Airfield information
- Identifiers: ICAO: UHIF
- Elevation: 173 metres (568 ft) AMSL
Runways
| Direction | Length and surface |
| 05/23 | 2,500 metres (8,202 ft) Concrete |

= Varfolomeyevka (air base) =

Russian air base within Primorsky Krai

Varfolomeyevka (also given as Varfolomeyevka South) is an air base in Primorsky Krai, Russia. During the 1980s it was one of 17 tactical reconnaissance aircraft bases in the Soviet Union, and one of two such bases in the Far East region along with its sister base Vozzhayevka.

The base is home to the 799th Independent Reconnaissance Aviation Squadron flying the Sukhoi Su-24MR (NATO: Fencer).

During the 1960s the primary aircraft assigned were Ilyushin Il-28R (NATO: Beagle). By 1984 the aircraft had been modernized with 20 to 30 Yakovlev Yak-28R (NATO: Brewer-D/E) and 2 to 16 Mikoyan-Gurevich MiG-21R (NATO: Fishbed-H) reconnaissance jets. During the 1980s the Soviet Union was replacing these aging aircraft with its third-generation tactical reconnaissance aircraft, the Sukhoi Su-17MR (NATO: Fitter), but it is unknown whether any were assigned to Varfolomeyevka.

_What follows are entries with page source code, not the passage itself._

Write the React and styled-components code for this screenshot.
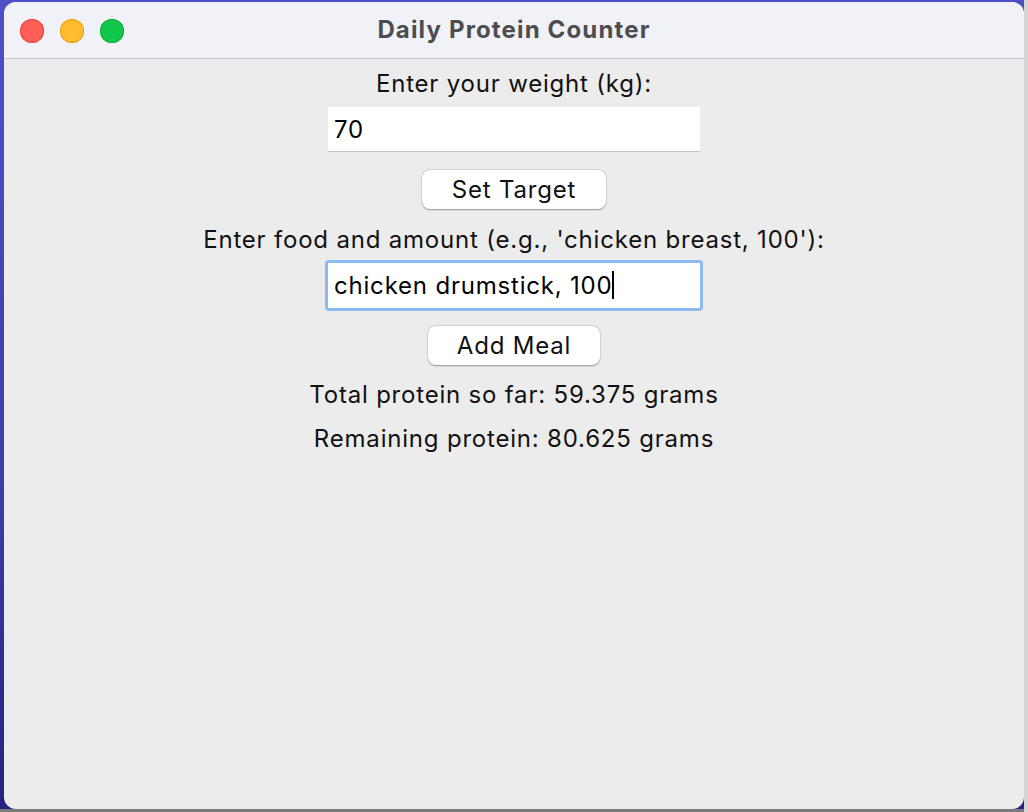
import React from 'react';
import styled, { createGlobalStyle } from 'styled-components';

const GlobalStyle = createGlobalStyle`
  html, body {
    margin: 0;
    padding: 0;
  }
  body {
    width: 1028px;
    height: 812px;
    overflow: hidden;
  }
`;

const Desktop = styled.div`
  width: 1028px;
  height: 812px;
  box-sizing: border-box;
  padding: 2px 4px 3px 4px;
  background:
    linear-gradient(to right, transparent 1024px, #d4d4d6 1024px),
    linear-gradient(to bottom, transparent 809px, #7a7a7a 809px),
    linear-gradient(to bottom, #4c51c6 0%, #3b3eaa 60%, #24237f 100%);
`;

const Window = styled.div`
  width: 1020px;
  height: 807px;
  border-radius: 12px;
  overflow: hidden;
  display: flex;
  flex-direction: column;
  background: #ececec;
  font-family: Inter, "Liberation Sans", sans-serif;
`;

const TitleBar = styled.div`
  height: 56px;
  flex: none;
  display: flex;
  align-items: center;
  position: relative;
  background: #f1f2f7;
  border-bottom: 1px solid #c9c9cb;
`;

const Lights = styled.div`
  display: flex;
  gap: 16px;
  padding-left: 16px;
  position: absolute;
  left: 0;
  top: 17px;
`;

const Light = styled.span`
  width: 24px;
  height: 24px;
  border-radius: 50%;
  background: ${(p) => p.$color};
  box-shadow: inset 0 0 0 1px ${(p) => p.$edge};
`;

const Title = styled.div`
  flex: 1;
  text-align: center;
  font-size: 24px;
  font-weight: 700;
  letter-spacing: 1.15px;
  color: #4d4d4f;
  margin-top: -2px;
`;

const Content = styled.div`
  flex: 1;
  display: flex;
  flex-direction: column;
  align-items: center;
  padding-top: 10px;
  color: #111;
  font-size: 24px;
  letter-spacing: 0.8px;
`;

const Label = styled.div`
  line-height: 30px;
  height: 30px;
  margin-top: ${(p) => p.$top || 0}px;
`;

const Ring = styled.div`
  margin-top: ${(p) => p.$top || 0}px;
  padding: 3px;
  border-radius: 4px;
  background: ${(p) => (p.$focused ? '#8cbaf0' : 'transparent')};
`;

const Field = styled.div`
  width: 372px;
  height: 45px;
  box-sizing: border-box;
  background: #fff;
  border-bottom: 1px solid ${(p) => (p.$focused ? '#fff' : '#c4c4c4')};
  display: flex;
  align-items: center;
  padding-left: 6px;
  color: #000;
`;

const Caret = styled.span`
  display: inline-block;
  width: 2px;
  height: 28px;
  background: #000;
`;

const Button = styled.button`
  margin-top: ${(p) => p.$top || 0}px;
  width: ${(p) => p.$width}px;
  height: 39px;
  border: none;
  border-radius: 8px;
  background: #fff;
  box-shadow: 0 0.5px 1.5px rgba(0, 0, 0, 0.35), 0 0 0 0.5px rgba(0, 0, 0, 0.08);
  font-family: inherit;
  font-size: inherit;
  letter-spacing: inherit;
  color: #111;
  padding: 0;
`;

export default function App() {
  return (
    <>
      <GlobalStyle />
      <Desktop>
        <Window>
          <TitleBar>
            <Lights>
              <Light $color="#ff5f57" $edge="#e2463f" />
              <Light $color="#febc2e" $edge="#e1a116" />
              <Light $color="#12c84a" $edge="#0ea83c" />
            </Lights>
            <Title>Daily Protein Counter</Title>
          </TitleBar>
          <Content>
            <Label>Enter your weight (kg):</Label>
            <Ring $top={5}>
              <Field>70</Field>
            </Ring>
            <Button $top={15} $width={184}>Set Target</Button>
            <Label $top={16}>Enter food and amount (e.g., 'chicken breast, 100'):</Label>
            <Ring $top={5} $focused>
              <Field $focused>
                chicken drumstick, 100
                <Caret />
              </Field>
            </Ring>
            <Button $top={15} $width={172}>Add Meal</Button>
            <Label $top={15}>Total protein so far: 59.375 grams</Label>
            <Label $top={14}>Remaining protein: 80.625 grams</Label>
          </Content>
        </Window>
      </Desktop>
    </>
  );
}
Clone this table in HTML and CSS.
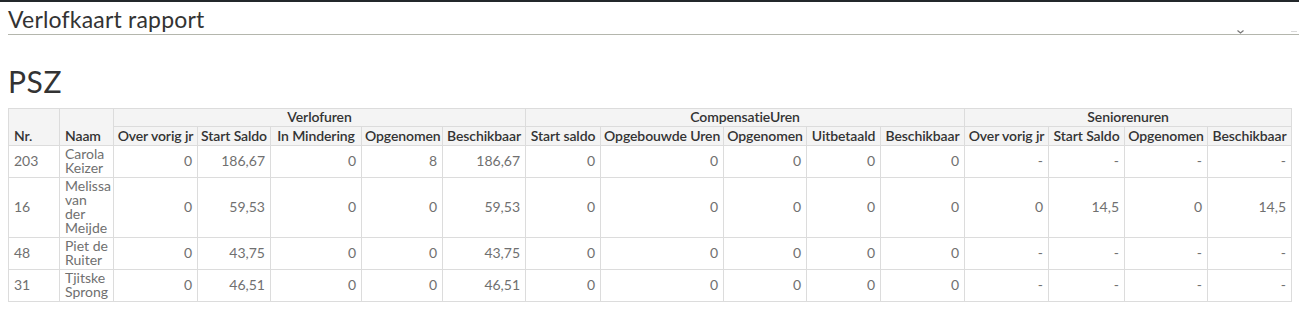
FILE: index.html
```html
<!DOCTYPE html>
<html lang="nl">
<head>
<meta charset="utf-8">
<title>Verlofkaart rapport</title>
<link rel="stylesheet" href="styles.css">
</head>
<body>
<div class="topbar"></div>
<header class="page-head">
  <h1 class="page-title">Verlofkaart rapport</h1>
  <span class="chev"><svg width="7" height="4" viewBox="0 0 7 4"><path d="M0.5 0.5 L3.5 3 L6.5 0.5" fill="none" stroke="#777" stroke-width="1.2"/></svg></span>
  <span class="dash"></span>
</header>
<main class="content">
  <h2 class="section-title">PSZ</h2>
  <table class="report">
    <colgroup>
      <col style="width:51px"><col style="width:54px">
      <col style="width:84px"><col style="width:73px"><col style="width:91px"><col style="width:81px"><col style="width:83px">
      <col style="width:75px"><col style="width:123px"><col style="width:83px"><col style="width:74px"><col style="width:84px">
      <col style="width:84px"><col style="width:76px"><col style="width:83px"><col style="width:84px">
    </colgroup>
    <thead>
      <tr class="group">
        <th rowspan="2" class="left">Nr.</th>
        <th rowspan="2" class="left">Naam</th>
        <th colspan="5">Verlofuren</th>
        <th colspan="5">CompensatieUren</th>
        <th colspan="4">Seniorenuren</th>
      </tr>
      <tr class="sub">
        <th>Over vorig jr</th><th>Start Saldo</th><th>In Mindering</th><th>Opgenomen</th><th>Beschikbaar</th>
        <th>Start saldo</th><th>Opgebouwde Uren</th><th>Opgenomen</th><th>Uitbetaald</th><th>Beschikbaar</th>
        <th>Over vorig jr</th><th>Start Saldo</th><th>Opgenomen</th><th>Beschikbaar</th>
      </tr>
    </thead>
    <tbody>
      <tr>
        <td class="left">203</td><td class="left name">Carola Keizer</td>
        <td>0</td><td>186,67</td><td>0</td><td>8</td><td>186,67</td>
        <td>0</td><td>0</td><td>0</td><td>0</td><td>0</td>
        <td>-</td><td>-</td><td>-</td><td>-</td>
      </tr>
      <tr>
        <td class="left">16</td><td class="left name">Melissa van der Meijde</td>
        <td>0</td><td>59,53</td><td>0</td><td>0</td><td>59,53</td>
        <td>0</td><td>0</td><td>0</td><td>0</td><td>0</td>
        <td>0</td><td>14,5</td><td>0</td><td>14,5</td>
      </tr>
      <tr>
        <td class="left">48</td><td class="left name">Piet de Ruiter</td>
        <td>0</td><td>43,75</td><td>0</td><td>0</td><td>43,75</td>
        <td>0</td><td>0</td><td>0</td><td>0</td><td>0</td>
        <td>-</td><td>-</td><td>-</td><td>-</td>
      </tr>
      <tr>
        <td class="left">31</td><td class="left name">Tjitske Sprong</td>
        <td>0</td><td>46,51</td><td>0</td><td>0</td><td>46,51</td>
        <td>0</td><td>0</td><td>0</td><td>0</td><td>0</td>
        <td>-</td><td>-</td><td>-</td><td>-</td>
      </tr>
    </tbody>
  </table>
</main>
</body>
</html>
```

FILE: styles.css
```css
html, body {
  margin: 0;
  padding: 0;
  background: #fff;
  font-family: Lato, "Open Sans", "Liberation Sans", sans-serif;
  color: #333;
}

.topbar {
  height: 2px;
  background: #23282b;
}

.page-head {
  position: relative;
  margin-left: 8px;
  height: 32px;
  border-bottom: 1px solid #b4b6ad;
  display: flex;
  align-items: flex-end;
}

.page-title {
  margin: 0 0 2px 0;
  font-size: 23px;
  font-weight: 400;
  line-height: 26px;
  color: #333;
  letter-spacing: 0.2px;
}

.chev {
  position: absolute;
  left: 1229px;
  bottom: 0;
  line-height: 0;
}

.dash {
  position: absolute;
  right: 2px;
  bottom: 2px;
  width: 6px;
  height: 1px;
  background: #d8d8d8;
}

.content {
  padding: 0 8px;
}

.section-title {
  margin: 28px 0 9px 0;
  font-size: 30px;
  line-height: 36px;
  font-weight: 400;
  color: #333;
  letter-spacing: 0.6px;
}

.report {
  width: 1283px;
  table-layout: fixed;
  border-collapse: collapse;
  font-size: 14px;
  line-height: 14px;
}

.report th,
.report td {
  border: 1px solid #dcdcdc;
  padding: 1px 5px 2px 5px;
  overflow: hidden;
  white-space: nowrap;
}

.report th {
  background: #f4f4f4;
  color: #333;
  font-weight: 600;
  text-align: center;
  padding-left: 3px;
  padding-right: 3px;
  letter-spacing: -0.1px;
}

.report .sub th {
  padding-top: 2px;
  padding-bottom: 2px;
}

.report th.left {
  text-align: left;
  vertical-align: bottom;
  padding-left: 5px;
  padding-bottom: 2px;
}

.report td {
  color: #707070;
  text-align: right;
  vertical-align: middle;
}

.report td.left {
  text-align: left;
}

.report td.name {
  white-space: normal;
  overflow: visible;
  padding-right: 4px;
}
```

In the first decade of the 21st century the airfield hosted regiments of the Russian 11th Air and Air Defence Forces Army.

An unpaved airfield given as Varfolomeyevka Southwest existed 2 km north of Varfolomeyevka South in 1960s Western intelligence documents and was still visible in 1984 Landsat imagery.